A court in Yerevan on Wednesday refused to release on bail a young woman who was arrested two months ago along with Archbishop Bagrat Galstanian and his other supporters on coup charges rejected by them as politically motivated.

Lidya Mantashian, who actively participated in massive antigovernment protests led by Galstanian last year, is the only female defendant in the ongoing trial of 18 persons accused of plotting “terrorist acts” in a bid to seize power. Sixteen of them, including the outspoken cleric, remain under arrest.

“I absolutely don’t accept the accusations,” Mantashian said during the second court hearing in the trial that began on Tuesday. “I didn’t plan any terrorist acts.
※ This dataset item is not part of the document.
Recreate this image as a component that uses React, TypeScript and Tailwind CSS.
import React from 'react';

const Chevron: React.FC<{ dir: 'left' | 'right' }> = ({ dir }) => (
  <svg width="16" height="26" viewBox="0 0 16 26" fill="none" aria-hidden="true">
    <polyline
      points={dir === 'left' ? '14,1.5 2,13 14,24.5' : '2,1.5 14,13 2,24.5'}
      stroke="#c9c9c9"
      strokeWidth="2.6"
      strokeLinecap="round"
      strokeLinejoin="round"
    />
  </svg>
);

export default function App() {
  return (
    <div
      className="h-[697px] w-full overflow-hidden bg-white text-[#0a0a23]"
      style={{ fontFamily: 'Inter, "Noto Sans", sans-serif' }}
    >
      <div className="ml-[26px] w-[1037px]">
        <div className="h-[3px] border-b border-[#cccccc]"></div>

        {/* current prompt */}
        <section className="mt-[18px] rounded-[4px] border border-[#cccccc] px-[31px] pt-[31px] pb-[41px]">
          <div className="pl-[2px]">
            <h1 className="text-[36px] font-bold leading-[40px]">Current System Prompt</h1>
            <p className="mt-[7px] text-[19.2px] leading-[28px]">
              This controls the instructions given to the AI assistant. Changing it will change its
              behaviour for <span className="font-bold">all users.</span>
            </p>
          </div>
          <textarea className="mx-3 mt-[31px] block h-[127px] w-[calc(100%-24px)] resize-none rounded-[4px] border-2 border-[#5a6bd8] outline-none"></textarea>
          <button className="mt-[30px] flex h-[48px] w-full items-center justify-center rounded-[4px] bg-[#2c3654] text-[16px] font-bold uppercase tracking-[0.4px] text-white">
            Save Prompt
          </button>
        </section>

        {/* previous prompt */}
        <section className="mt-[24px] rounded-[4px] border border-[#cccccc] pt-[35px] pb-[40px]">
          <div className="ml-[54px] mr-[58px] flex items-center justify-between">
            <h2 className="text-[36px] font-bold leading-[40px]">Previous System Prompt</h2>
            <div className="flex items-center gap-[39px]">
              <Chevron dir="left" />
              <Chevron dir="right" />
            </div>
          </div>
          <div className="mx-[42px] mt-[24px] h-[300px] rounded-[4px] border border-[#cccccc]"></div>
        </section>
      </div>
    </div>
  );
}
Neither did the other defendants present here.”

Mantashian’s lawyer, Tatev Soghoyan, petitioned the presiding judge, Karen Farkhoyan, not to extend her client’s two-month arrest that expires on August 25 and to free her on bail. Soghoyan also submitted a letter from five female opposition parliamentarians guaranteeing Mantashian’s proper behavior.

Farkhoyan rejected the request and allowed prosecutors instead to hold her in detention for three more months. One of them claimed that Mantashian could go into hiding or obstruct the trial. Soghoyan dismissed the claim, saying that it contradicts the prosecutors’ claim that they have collected sufficient evidence in support of the accusations.

Armenia - Archbishop Bagrat Galstanian and his supporters go on trial in Yerevan, August 19, 2025.
Armenia - Archbishop Bagrat Galstanian and his supporters go on trial in Yerevan, August 19, 2025.

The case is essentially based on the audio of Galstanian’s wiretapped conversations with his associates excerpts from which were publicized by investigators later in June. Defense lawyers accused the authorities of doctoring the recordings and distorting their content after being given full access to them earlier this month.

Galstanian and his supporters were arrested on June 25 amid Prime Minister Nikol Pashinian’s controversial efforts to oust the top clergy of the Armenian Apostolic Church opposed to his concessions to Azerbaijan. Pashinian threatened the next day to forcibly remove Catholicos Garegin from his Echmiadzin headquarters if the supreme head of the church continues to ignore his demands to resign.

Archbishop Mikael Ajapahian, another vocal critic of the premier, was arrested and charged with calling for a violent regime change on June 27. Ajapahian denies the accusation. His separate trial began on August 15.

Incidentally, it was Farkhoyan who sanctioned Ajapahian’s pre-trial arrest. Archbishop Galstanian’s lawyer, Hovannes Khudoyan, described as highly suspicious the fact that the same judge was chosen to preside over his client’s trial. He said he has demanded an official explanation from Armenia’s Judicial Department.